● **Data for the task**:
● ● ● ● ●

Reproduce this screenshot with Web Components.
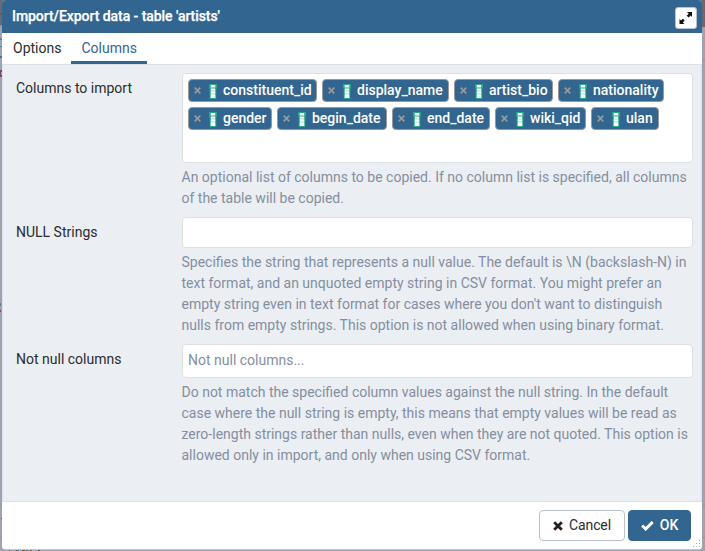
<!DOCTYPE html>
<html lang="en"><head><meta charset="utf-8"><title>Import/Export data</title>
<style>
html,body{margin:0;height:100%;overflow:hidden}
body{font:14px/21px Roboto,"Liberation Sans",sans-serif;color:#2c2c2c;background:#9da3af}
</style></head><body>
<data-dialog></data-dialog>
<script>
const define=(name,html,setup)=>customElements.define(name,class extends HTMLElement{
  constructor(){super();this.attachShadow({mode:'open'})}
  connectedCallback(){this.shadowRoot.innerHTML=html;if(setup)setup(this,this.shadowRoot)}
});
define('page-backdrop',`<style>
:host{position:absolute;inset:0;background:#9da3af;z-index:-1}
svg{display:block}</style>
<svg width="705" height="551" shape-rendering="crispEdges"><path fill="#666b73" d="M0 0h705v27H0z"/><path fill="#8e95a2" d="M0 25h3v2H0zM701 59h4v1h-4zM0 505h3v1H0zM0 537h3v1H0zM701 505h4v1h-4zM701 537h4v1h-4z"/><path fill="#52738f" d="M0 56h3v2H0z"/><path fill="#527da5" d="M0 38h1v1h1v1H0zM0 46h2v1H0zM0 303h1v3H0z"/><path fill="#744777" d="M0 70h2v2H1v3h1v2H0zM0 310h1v2H0z"/><path fill="#695750" d="M0 13h2v2H0zM1 518h1v1H1zM9 550h1v1H9zM22 550h3v1h-3zM30 550h2v1h-2zM38 550h2v1h-2z"/><path fill="#506f91" d="M16 550h3v1h-3zM26 550h2v1h-2z"/></svg>`);
define('expand-button',`<style>
:host{display:block}button{display:block;width:22px;height:22px;padding:0;border:1px solid #bac1cd;border-radius:3px;background:#fff}svg{display:block}</style>
<button aria-label="Maximize"><svg width="20" height="20" viewBox="0 0 20 20"><path fill="#111" d="M11 4h5v5l-1.4-1.4-2 2-1.9-1.9 2-2zM3.5 11l1.5 1.5 1.8-1.8 1.9 1.9-1.8 1.8L8.5 16h-5z"/></svg></button>`);
define('dialog-header',`<style>
:host{display:flex;align-items:center;justify-content:space-between;height:33px;box-sizing:border-box;padding:3px 5px 0 10px;background:#326690;color:#fff;font-weight:500}span{margin-top:-3px;letter-spacing:-.06px;-webkit-text-stroke:.25px #fff}</style>
<span><slot></slot></span><expand-button></expand-button>`);
define('tab-item',`<style>
:host{display:block;box-sizing:border-box;height:31px;padding:5px 10px 0;border-bottom:3px solid transparent}
:host([active]){color:#326690;border-color:#326690}</style><slot></slot>`);
define('tab-bar',`<style>
:host{display:flex;height:32px;box-sizing:border-box;border-bottom:1px solid #dde0e6;background:#fff;padding-left:1px}</style><slot></slot>`);
define('column-tag',`<style>
:host{display:flex;align-items:center;box-sizing:border-box;width:var(--w);height:23px;border:1px solid #999;border-radius:4px;background:#326690;color:#fff;font-weight:500;padding-left:5px}
svg{display:block;flex:none}.c{align-self:flex-start;margin:4px 0 0 8px}span{margin:-1px 0 0 6px;line-height:21px;white-space:nowrap}</style>
<svg class="x" width="7" height="7" viewBox="0 0 7 7"><path d="M.7.7l5.6 5.6M6.3.7L.7 6.3" stroke="#999" stroke-width="1.7"/></svg>
<svg class="c" width="8" height="15" viewBox="0 0 8 15"><path fill="#27a88b" d="M0 0h8v4.5H7.3V15H.7V4.5H0z"/><path fill="#fff" d="M1.8 1h4.4v2.6H1.8zM1.8 4.5h4.4v2.2H1.8z"/><path fill="#b5e5d7" d="M1.8 6.7h4.4V14H1.8z"/><path fill="#effffb" d="M1.8 7.6h4.4v2H1.8zM1.8 10.5h4.4V14H1.8z"/></svg>
<span><slot></slot></span>`,(el)=>el.style.setProperty('--w',el.getAttribute('width')+'px'));
define('field-box',`<style>
:host{display:flex;flex-wrap:wrap;align-content:flex-start;gap:5px;box-sizing:border-box;border:1px solid #dde0e6;border-radius:4px;background:#fff;padding:5px;height:31px;color:#848ea0}
:host([multi]){height:90px}:host([placeholder]){height:34px}</style><slot></slot>`);
define('form-row',`<style>
:host{display:grid;grid-template-columns:166px 511px;height:var(--h)}
label{padding-top:5px}.help{color:#848ea0;line-height:21px;margin:4px 0 0 -.5px;white-space:nowrap}</style>
<label></label><div><slot name="field"></slot><div class="help"><slot></slot></div></div>`,(el,r)=>{r.querySelector('label').textContent=el.getAttribute('label');el.style.setProperty('--h',el.getAttribute('height')+'px')});
define('dialog-button',`<style>
:host{display:block}button{display:flex;align-items:center;justify-content:center;box-sizing:border-box;width:86px;height:31px;padding:0;border:1px solid #bac1cd;border-radius:4px;background:#fff;color:#2c2c2c;font:14px/21px Roboto,"Liberation Sans",sans-serif;gap:6px;letter-spacing:-.1px}
:host([primary]) button{width:63px;background:#326690;border-color:#326690;color:#fff;font-weight:500;letter-spacing:0}
svg{display:block}.check{display:none}:host([primary]) .check{display:block}:host([primary]) .cross{display:none}</style>
<button><svg class="cross" width="10" height="10" viewBox="0 0 10 10"><path d="M1.2 1.2l7.6 7.6M8.8 1.2L1.2 8.8" stroke="#222" stroke-width="2.8"/></svg><svg class="check" width="13" height="10" viewBox="0 0 13 10"><path d="M1.2 4.5l3.5 3.5 7-7" fill="none" stroke="#fff" stroke-width="3"/></svg><slot></slot></button>`);
define('dialog-footer',`<style>
:host{display:flex;justify-content:flex-end;gap:3px;box-sizing:border-box;height:49px;padding:8px 11px 0 0;border-top:1px solid #dde0e6;background:#fff;position:relative}
svg{position:absolute;right:1px;bottom:1px}</style><slot></slot>
<svg width="9" height="9" shape-rendering="crispEdges"><path fill="#a5a9b0" d="M7 0h1v1H7zM4 3h1v1H4zM7 3h1v1H7zM1 6h1v1H1zM4 6h1v1H4zM7 6h1v1H7z"/></svg>`);
define('data-dialog',`<style>
:host{display:block;box-sizing:border-box;width:700px;height:550px;margin-left:2px;border-bottom:1px solid #c4c9d1;border-radius:4px;overflow:hidden;background:#ebeef3}
main{box-sizing:border-box;height:436px;padding:8px 8px 0 13px;background:#ebeef3;border-left:1px solid #dde0e6;border-right:1px solid #dde0e6}
</style><page-backdrop></page-backdrop>
<dialog-header>Import/Export data - table 'artists'</dialog-header>
<tab-bar><tab-item>Options</tab-item><tab-item active>Columns</tab-item></tab-bar>
<main>
<form-row label="Columns to import" height="144"><field-box slot="field" multi>
<column-tag width="129">constituent_id</column-tag><column-tag width="127">display_name</column-tag><column-tag width="99">artist_bio</column-tag><column-tag width="106">nationality</column-tag><column-tag width="84">gender</column-tag><column-tag width="110">begin_date</column-tag><column-tag width="98">end_date</column-tag><column-tag width="91">wiki_qid</column-tag><column-tag width="68">ulan</column-tag>
</field-box>An optional list of columns to be copied. If no column list is specified, all columns<br>of the table will be copied.</form-row>
<form-row label="NULL Strings" height="127"><field-box slot="field"></field-box>Specifies the string that represents a null value. The default is \\N (backslash-N) in<br>text format, and an unquoted empty string in CSV format. You might prefer an<br>empty string even in text format for cases where you don't want to distinguish<br>nulls from empty strings. This option is not allowed when using binary format.</form-row>
<form-row label="Not null columns" height="120"><field-box slot="field" placeholder>Not null columns...</field-box>Do not match the specified column values against the null string. In the default<br>case where the null string is empty, this means that empty values will be read as<br>zero-length strings rather than nulls, even when they are not quoted. This option is<br>allowed only in import, and only when using CSV format.</form-row>
</main>
<dialog-footer><dialog-button>Cancel</dialog-button><dialog-button primary>OK</dialog-button></dialog-footer>`);
</script></body></html>
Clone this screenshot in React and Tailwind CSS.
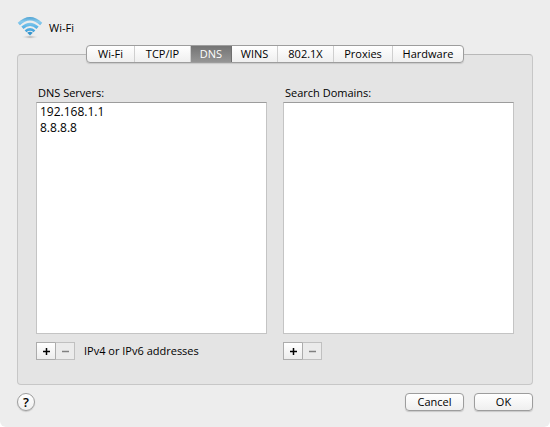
import React, { useState } from 'react';

const tabs = [
    { id: 'wifi', label: 'Wi-Fi', width: 'w-12' },
    { id: 'tcpip', label: 'TCP/IP', width: 'w-14' },
    { id: 'dns', label: 'DNS', width: 'w-[41px]' },
    { id: 'wins', label: 'WINS', width: 'w-[46px]' },
    { id: '8021x', label: '802.1X', width: 'w-14' },
    { id: 'proxies', label: 'Proxies', width: 'w-[59px]' },
    { id: 'hardware', label: 'Hardware', width: 'w-[70px]' },
];

function WifiIcon() {
    return (
        <svg viewBox="0 0 26 24" className="w-[26px] h-6 shrink-0" aria-hidden="true">
            <defs>
                <linearGradient id="signal" x1="0" y1="1" x2="0" y2="20" gradientUnits="userSpaceOnUse">
                    <stop offset="0" stopColor="#4fa3d3" />
                    <stop offset="0.25" stopColor="#8acbed" />
                    <stop offset="0.5" stopColor="#5fb6e6" />
                    <stop offset="1" stopColor="#2b91d0" />
                </linearGradient>
                <radialGradient id="ground">
                    <stop offset="0" stopColor="#a2a2a2" />
                    <stop offset="1" stopColor="#ededed" stopOpacity="0" />
                </radialGradient>
            </defs>
            <ellipse cx="13" cy="21" rx="9" ry="2" fill="url(#ground)" />
            <g fill="none" stroke="url(#signal)" strokeWidth="3.2">
                <path d="M1.8 8Q13 -2.4 24.2 8" />
                <path d="M5.4 11.7Q13 5 20.6 11.7" />
                <path d="M8.5 15.2Q13 11.6 17.5 15.2" strokeWidth="2.7" />
            </g>
            <path d="M10.2 16.7Q13 14.6 15.8 16.7L13 19.5Z" fill="#3595cd" />
        </svg>
    );
}

function Sign({ plus }) {
    return (
        <svg viewBox="0 0 7 7" className="w-[7px] h-[7px]" fill="none" stroke="currentColor" strokeWidth="1.5" aria-hidden="true">
            <path d="M0 3.5H7" />
            {plus && <path d="M3.5 0V7" />}
        </svg>
    );
}

function AddressList({ id, label, items, hint }) {
    return (
        <section className="flex flex-1 flex-col min-w-0">
            <h2 id={id} className="pl-0.5 mb-px text-[11px] leading-4">{label}</h2>
            <ul
                role="listbox"
                aria-labelledby={id}
                className="flex-1 px-[3px] pt-px bg-white border border-[#c4c4c4] border-t-[#9c9c9c] text-xs leading-4"
            >
                {items.map(item => (
                    <li key={item} role="option" aria-selected="false">{item}</li>
                ))}
            </ul>
            <div className="mt-2 flex items-center">
                <button type="button" aria-label={`Add to ${label}`} className="w-5 h-[18px] flex items-center justify-center border border-[#acacac] bg-gradient-to-b from-white to-[#ededed] text-black">
                    <Sign plus />
                </button>
                <button type="button" aria-label={`Remove from ${label}`} disabled className="-ml-px w-5 h-[18px] flex items-center justify-center border border-[#c0c0c0] border-l-[#acacac] bg-[#ebebeb] text-[#808080]">
                    <Sign />
                </button>
                {hint && <p className="ml-[9px] text-[11px] leading-4 whitespace-nowrap">{hint}</p>}
            </div>
        </section>
    );
}

export default function App() {
    const [active, setActive] = useState('dns');
    const raised = 'border border-[#9d9d9d] bg-gradient-to-b from-white to-[#efefef] shadow-[0_1px_1px_#c8c8c8]';

    return (
        <div className="bg-white">
            <main className="min-h-screen flex flex-col px-[17px] pt-4 pb-4 rounded-b-md bg-[#ededed] font-['Open_Sans','Noto_Sans',sans-serif] text-[11px] text-black">
                <header className="h-6 flex items-center gap-[6px]">
                    <WifiIcon />
                    <h1 className="text-[11px] leading-4">Wi-Fi</h1>
                </header>

                <div className="mt-[14px] flex flex-1 flex-col border border-[#c7c7c7] border-t-[#b8b8b8] rounded bg-[#e4e4e4]">
                    {/* Tab strip sits across the top edge of the panel */}
                    <div role="tablist" className={`-mt-[10px] self-center flex max-w-full h-[18px] rounded ${raised}`}>
                        {tabs.map(tab => (
                            <button
                                key={tab.id}
                                type="button"
                                role="tab"
                                aria-selected={active === tab.id}
                                onClick={() => setActive(tab.id)}
                                className={`${tab.width} flex items-center justify-center text-[11px] leading-4 border-r last:border-r-0 ${
                                    active === tab.id
                                        ? 'bg-gradient-to-b from-[#747474] to-[#959595] border-[#6f6f6f] text-white'
                                        : 'border-[#cfcfcf]'
                                }`}
                            >
                                {tab.label}
                            </button>
                        ))}
                    </div>

                    <div role="tabpanel" className="flex flex-1 gap-4 px-[18px] pt-[22px] pb-6">
                        <AddressList id="dns-servers" label="DNS Servers:" items={['192.168.1.1', '8.8.8.8']} hint="IPv4 or IPv6 addresses" />
                        <AddressList id="search-domains" label="Search Domains:" items={[]} />
                    </div>
                </div>

                <footer className="mt-2 flex items-center gap-[10px]">
                    <button type="button" aria-label="Help" className={`mr-auto w-[18px] h-[18px] flex items-center justify-center rounded-full text-[13px] leading-4 font-semibold ${raised}`}>?</button>
                    <button type="button" className={`w-[59px] h-[18px] flex items-center justify-center rounded text-[11px] leading-4 ${raised}`}>Cancel</button>
                    <button type="button" className={`w-[59px] h-[18px] flex items-center justify-center rounded text-[11px] leading-4 ${raised}`}>OK</button>
                </footer>
            </main>
        </div>
    );
}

● ● ● ● ●

● **Work to be completed**:
Reproduce each line holding the word "screenshot".

● **Final answer**:
Reproduce this screenshot with Web Components.
Clone this screenshot in React and Tailwind CSS.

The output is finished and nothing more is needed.